Osmanlı’nın son zamanlarında iş hayatına alan Türk kadını çalışmayı tereddütle karşıladı, bu yüzden alçak gönüllü davranma ihtiyacı hissetti. Yaptığından emin olamamanın verdiği şüpheyi alçak gönüllülük olarak dışa yansıttı. Modern itenin en büyük aktörü kadındır. Modernite, sadece Türkiye’de değil, bütün dünyada kadının rolü üzerinden gerçekleşti, birçok değişim topluma onun üzerinden kabul ettirilmeye çalışıldı. “Kadın evinden ne kadar uzaklaşırsa, o derece modern olur.
Gerçek kadın kimliği, ev hanımlığı değildir.” şeklindeki düşünceler, modernizmin sunduğu fikirlerin toplumda yaygınlaşmasıyla ilgilidir. Kadının çalışması, toplumdaki değişimin göstergelerinden biri olarak görülüp, onun çalışmasına propaganda unsurları açısından hep övgüyle yaklaşıldı. Bu durum, “modernist düşünce” olarak sunulunca, toplumdaki bazı değerlerde değişimler yaşandı.
Bunun ailede, özellikle karı koca arasındaki bağlar üzerinde zayıflatıcı etkisi olmuştur. Sonuçta kadının bu süreçten nasıl çıktığının hesabı iyi yapılmalıdır. Mesela kadın, eğer çalışırsa toplumsal statüsünün daha iyi olacağını hissetti, insanlar arasında daha fazla kabul gördü, çalışmaya özendirildi, çalışan kadına imrenildi. O, “Takdir ediliyor ve onaylanıyorum.” şeklindeki düşünceyle çalışma hayatına girdi, fakat annelik ve ev hanımlığı rolünü de terk edemedi.

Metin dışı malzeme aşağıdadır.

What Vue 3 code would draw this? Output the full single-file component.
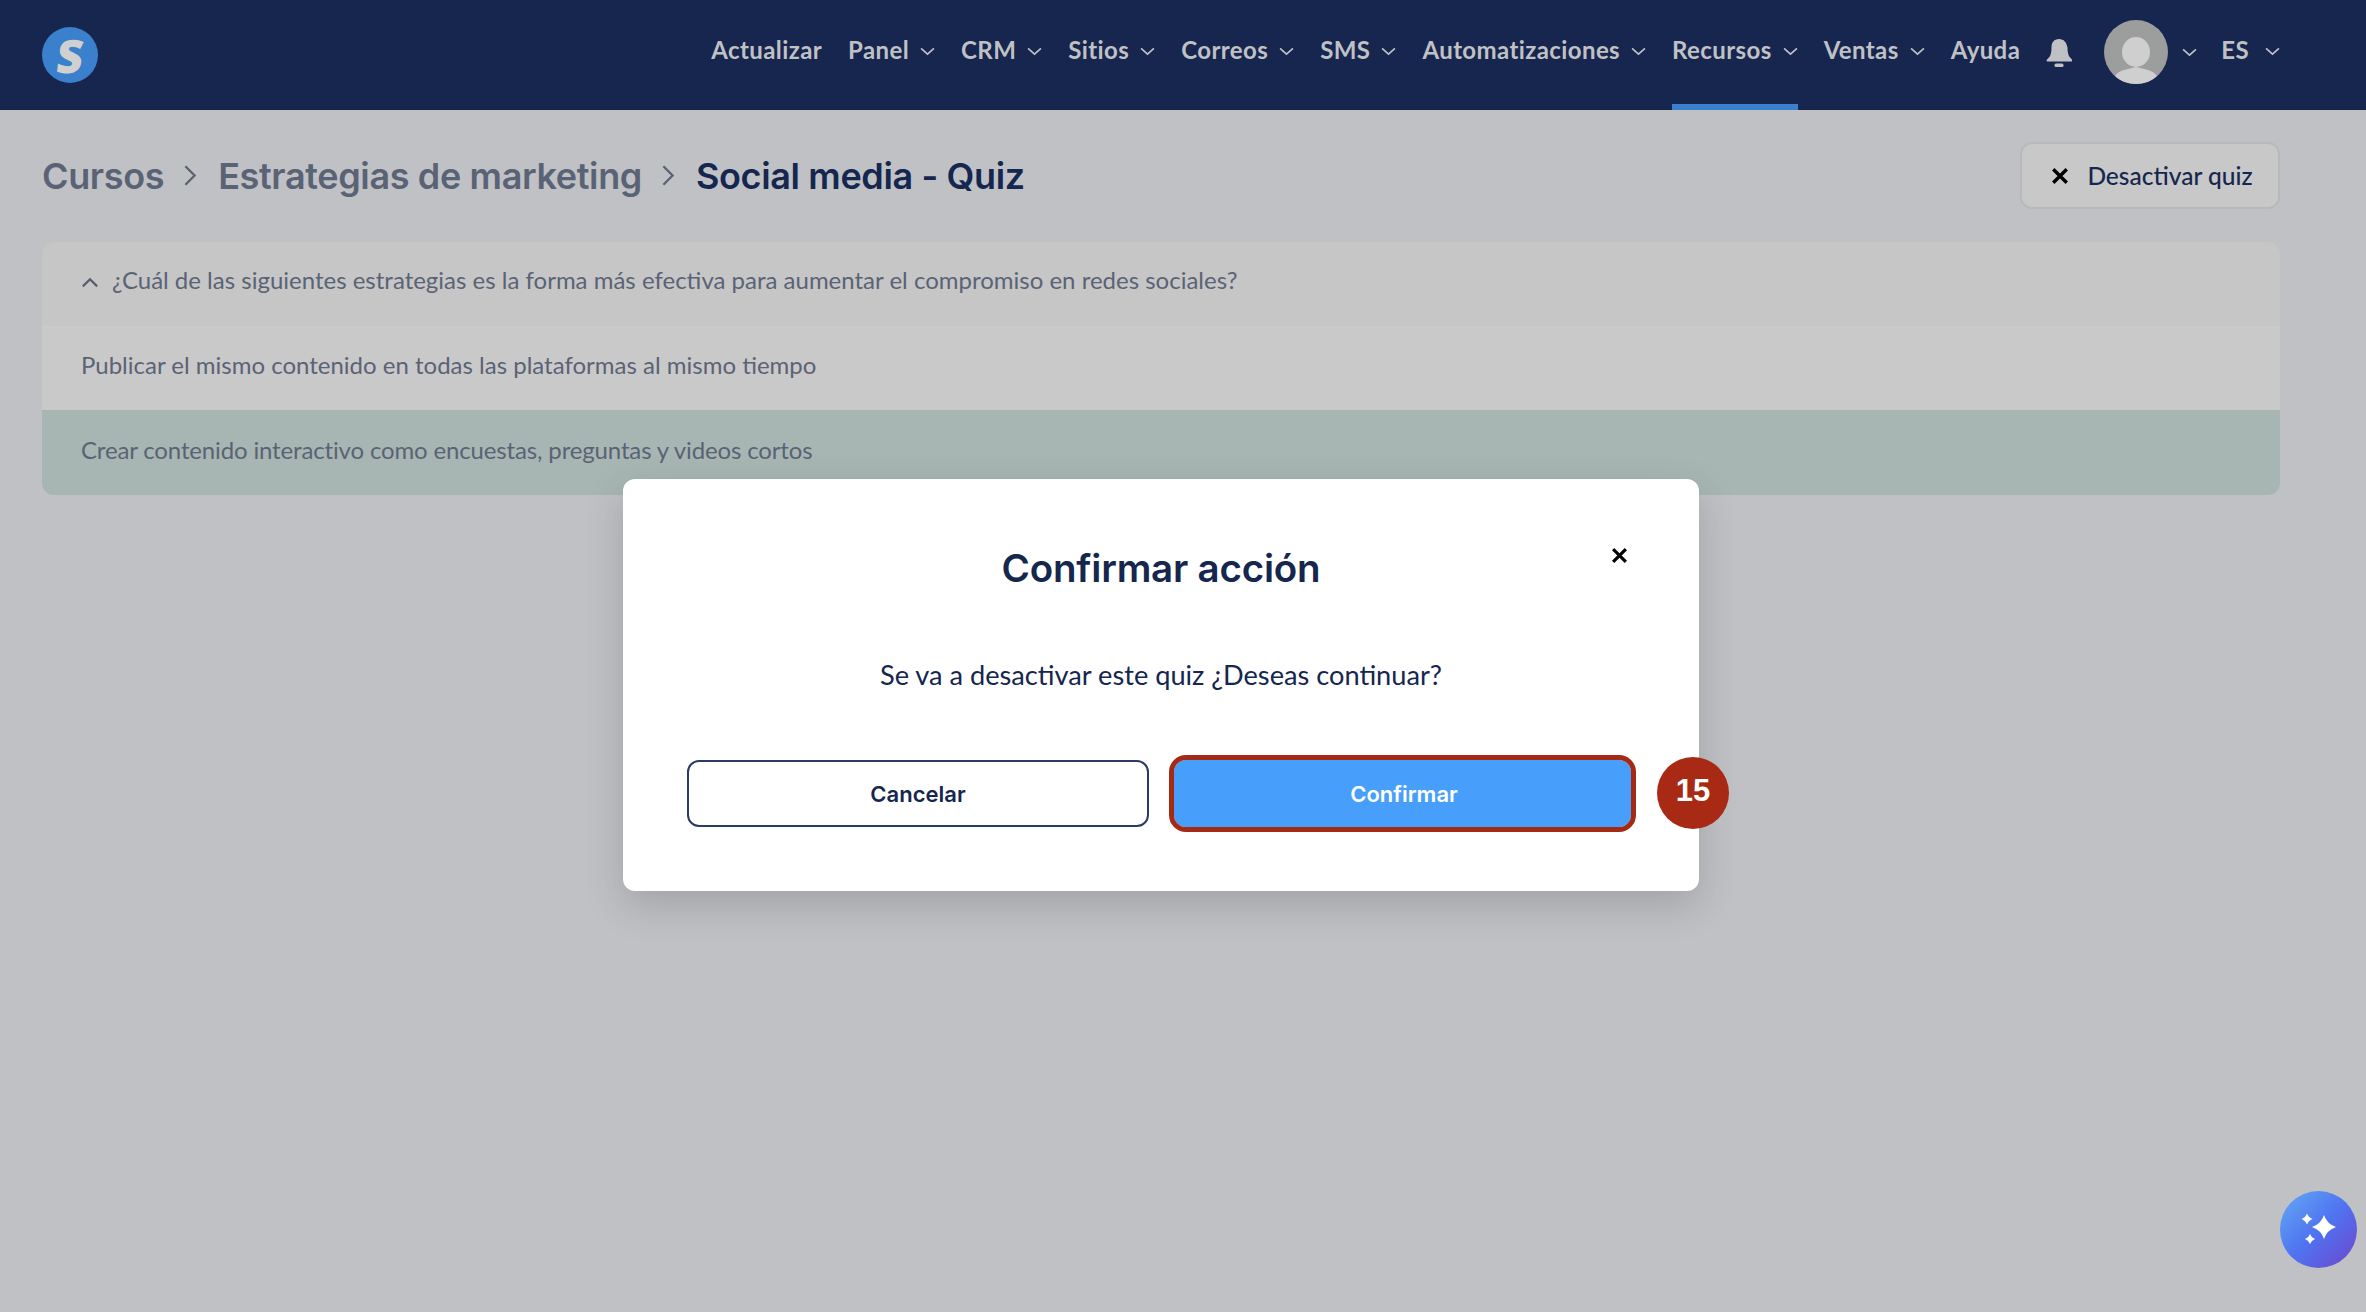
<template>
  <div class="page">
    <header class="topbar">
      <div class="logo"><span>S</span></div>
      <nav class="nav">
        <a v-for="item in navItems" :key="item.label" class="nav-item" :class="{ active: item.active }">
          <span>{{ item.label }}</span>
          <svg v-if="item.menu" class="chev" viewBox="0 0 14 8"><path d="M1 1l6 5.500L13 1" /></svg>
        </a>
        <svg class="bell" viewBox="0 0 26 28">
          <path d="M13 0C8 0 5.500 3.500 5.500 8.500c0 4-.6 6.500-1.500 8.500-.6 1.300-2 2.500-3 3.500-.8.800-.3 2 .8 2h23.400c1.100 0 1.600-1.200.8-2-1-1-2.400-2.200-3-3.500-.9-2-1.500-4.500-1.500-8.500C20.500 3.500 18 0 13 0z" />
          <rect x="8.500" y="24.500" width="9" height="3.500" rx="1.500" />
        </svg>
        <div class="avatar">
          <svg viewBox="0 0 64 64">
            <circle cx="32" cy="32" r="32" fill="#9c9d9d" />
            <ellipse cx="32" cy="32" rx="14" ry="15" fill="#cfcfcf" />
            <path d="M11 56c4-6 13-7 21-9 8 2 17 3 21 9-5 5-13 8-21 8s-16-3-21-8z" fill="#cfcfcf" />
          </svg>
        </div>
        <svg class="chev avatar-chev" viewBox="0 0 14 8"><path d="M1 1l6 5.500L13 1" /></svg>
        <a class="nav-item lang">
          <span>ES</span>
          <svg class="chev" viewBox="0 0 14 8"><path d="M1 1l6 5.500L13 1" /></svg>
        </a>
      </nav>
    </header>

    <main class="content">
      <div class="title-row">
        <div class="crumbs">
          <span>Cursos</span>
          <svg class="crumb-sep" viewBox="0 0 12 20"><path d="M2 2l8 8-8 8" /></svg>
          <span>Estrategias de marketing</span>
          <svg class="crumb-sep" viewBox="0 0 12 20"><path d="M2 2l8 8-8 8" /></svg>
          <span class="current">Social media - Quiz</span>
        </div>
        <button class="off-btn">
          <svg class="x-icon" viewBox="0 0 16 16"><path d="M2 2l12 12M14 2L2 14" /></svg>
          Desactivar quiz
        </button>
      </div>

      <section class="quiz">
        <div class="question">
          <svg class="up" viewBox="0 0 16 10"><path d="M1.500 8.500L8 2l6.500 6.500" /></svg>
          ¿Cuál de las siguientes estrategias es la forma más efectiva para aumentar el compromiso en redes sociales?
        </div>
        <div class="answer">Publicar el mismo contenido en todas las plataformas al mismo tiempo</div>
        <div class="answer correct">Crear contenido interactivo como encuestas, preguntas y videos cortos</div>
      </section>
    </main>

    <div class="modal">
      <svg class="modal-close" viewBox="0 0 16 16"><path d="M2 2l12 12M14 2L2 14" /></svg>
      <h2>Confirmar acción</h2>
      <p>Se va a desactivar este quiz ¿Deseas continuar?</p>
      <div class="modal-actions">
        <button class="btn cancel">Cancelar</button>
        <button class="btn confirm">Confirmar</button>
      </div>
      <div class="step">15</div>
    </div>

    <div class="ai-btn">
      <svg viewBox="0 0 77 77">
        <path d="M44 24Q47 33 56 36Q47 39 44 48Q41 39 32 36Q41 33 44 24z" />
        <path d="M27 22.500Q28.500 26.500 32.500 28Q28.500 29.500 27 33.500Q25.500 29.500 21.500 28Q25.500 26.500 27 22.500z" />
        <path d="M30 43Q31.300 46.700 35 48Q31.300 49.300 30 53Q28.700 49.300 25 48Q28.700 46.700 30 43z" />
      </svg>
    </div>
  </div>
</template>

<script setup>
const navItems = [
  { label: 'Actualizar' },
  { label: 'Panel', menu: true },
  { label: 'CRM', menu: true },
  { label: 'Sitios', menu: true },
  { label: 'Correos', menu: true },
  { label: 'SMS', menu: true },
  { label: 'Automatizaciones', menu: true },
  { label: 'Recursos', menu: true, active: true },
  { label: 'Ventas', menu: true },
  { label: 'Ayuda' },
]
</script>

<style>
body {
  margin: 0;
  background: #c0c1c5;
}
</style>

<style scoped>
.page {
  position: relative;
  height: 1312px;
  overflow: hidden;
  background: #c0c1c5;
  font-family: Lato, "Noto Sans", sans-serif;
  color: #5a6375;
}

.topbar {
  height: 110px;
  background: #16264f;
  display: flex;
  align-items: stretch;
  justify-content: space-between;
  padding: 0 86px 0 42px;
  box-sizing: border-box;
}

.logo {
  width: 56px;
  height: 56px;
  margin-top: 27px;
  border-radius: 50%;
  background: #3a80cc;
  color: #d0d0d0;
  font: 800 46px/56px "Open Sans", sans-serif;
  text-align: center;
}

.logo span {
  display: inline-block;
  transform: skewX(-7deg);
}

.nav {
  display: flex;
  align-items: flex-start;
  color: #c0c1c5;
  font-size: 24px;
  font-weight: 700;
}

.nav-item {
  display: flex;
  align-items: center;
  gap: 11px;
  height: 110px;
  padding-bottom: 5px;
  box-sizing: border-box;
  margin-right: 26px;
  border-bottom: 6px solid transparent;
  letter-spacing: 0.4px;
}

.nav-item.active {
  border-bottom-color: #3a80cc;
}

.chev {
  width: 15px;
  height: 9px;
  margin-top: 3px;
  fill: none;
  stroke: #c0c1c5;
  stroke-width: 1.500;
}

.bell {
  width: 26px;
  height: 28px;
  margin: 39px 32px 0 0;
  fill: #c0c1c5;
}

.avatar {
  width: 64px;
  height: 64px;
  margin-top: 20px;
}

.avatar svg {
  display: block;
  width: 64px;
  height: 64px;
}

.avatar-chev {
  margin: 48px 24px 0 14px;
}

.lang {
  margin-right: 0;
  gap: 16px;
}

.content {
  padding: 32px 86px 0 42px;
}

.title-row {
  display: flex;
  align-items: center;
  justify-content: space-between;
  height: 67px;
}

.crumbs {
  display: flex;
  align-items: center;
  gap: 20px;
  font-family: Inter, sans-serif;
  font-size: 36px;
  font-weight: 600;
  letter-spacing: -0.36px;
}

.current {
  color: #15264f;
}

.crumb-sep {
  width: 14px;
  height: 23px;
  margin-left: -1px;
  margin-right: 1px;
  fill: none;
  stroke: #5a6375;
  stroke-width: 2;
}

.off-btn {
  flex: none;
  width: 260px;
  height: 67px;
  display: flex;
  align-items: center;
  justify-content: center;
  gap: 18px;
  padding-left: 10px;
  background: #c8c8c8;
  border: 2px solid #b8b9bd;
  border-radius: 12px;
  color: #15264f;
  font-family: Lato, sans-serif;
  font-size: 24.500px;
  font-weight: 500;
}

.x-icon {
  width: 18px;
  height: 18px;
  fill: none;
  stroke: #000;
  stroke-width: 3;
}

.quiz {
  margin-top: 33px;
  border-radius: 12px;
  overflow: hidden;
  font-size: 24px;
}

.question {
  height: 83px;
  display: flex;
  align-items: center;
  gap: 13px;
  padding-left: 39px;
  background: #c6c6c6;
  padding-bottom: 8px;
  box-sizing: border-box;
}

.up {
  width: 18px;
  height: 11px;
  margin-top: 5px;
  fill: none;
  stroke: #555d6d;
  stroke-width: 2;
}

.answer {
  height: 85px;
  display: flex;
  align-items: center;
  padding-left: 39px;
  padding-bottom: 6px;
  box-sizing: border-box;
  background: #c9c9c9;
}

.answer.correct {
  background: #a7b6b2;
  letter-spacing: -0.15px;
}

.modal {
  position: absolute;
  left: 623px;
  top: 479px;
  width: 1076px;
  height: 412px;
  box-sizing: border-box;
  padding: 0 63px;
  background: #fff;
  border-radius: 12px;
  box-shadow: 0 14px 40px rgba(0, 0, 0, 0.16);
  color: #15264f;
  text-align: center;
}

.modal h2 {
  margin: 0;
  padding-top: 66px;
  font-family: Inter, sans-serif;
  font-size: 38.500px;
  line-height: 46px;
  font-weight: 600;
  letter-spacing: -0.2px;
}

.modal p {
  margin: 0;
  padding-top: 66px;
  font-size: 27.200px;
  line-height: 36px;
}

.modal-close {
  position: absolute;
  left: 988px;
  top: 68px;
  width: 17px;
  height: 17px;
  fill: none;
  stroke: #000;
  stroke-width: 3;
}

.modal-actions {
  display: flex;
  gap: 25px;
  margin-top: 67px;
}

.btn {
  height: 67px;
  border-radius: 12px;
  font-family: Inter, sans-serif;
  font-size: 22px;
  font-weight: 600;
  box-sizing: border-box;
}

.cancel {
  width: 462px;
  margin-left: 1px;
  background: #fff;
  border: 2px solid #2b3b63;
  color: #15264f;
}

.confirm {
  width: 457px;
  padding-left: 9px;
  background: #479ffb;
  border: none;
  outline: 5px solid #a52a16;
  color: #fff;
}

.step {
  position: absolute;
  left: 1034px;
  top: 278px;
  width: 72px;
  height: 72px;
  border-radius: 50%;
  background: #a82a14;
  color: #fff;
  font: 700 31px/67px "Liberation Sans", sans-serif;
  text-align: center;
}

.ai-btn {
  position: absolute;
  left: 2280px;
  top: 1191px;
  width: 77px;
  height: 77px;
  border-radius: 50%;
  background: linear-gradient(135deg, #62a4f3 5%, #4f74f1 50%, #6b49cf 95%);
}

.ai-btn svg {
  display: block;
  width: 77px;
  height: 77px;
  fill: #fff;
}
</style>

Ayrıca bu yeni role erkek de uyum sağlayamadığından, kadının evdeki konumu da değişmedi. Erkek, “Bütün gün çalışıyorum, eve gittiğimde eşime yardım etmek zorunda değilim!” düşüncesiyle kadına yardım etmedi. Fakat eve geldiği zaman her şeyin yolunda gitmesini istedi. Böyle olunca kadının yükü daha da arttı. Bu durum, kadının zararına olmuştur.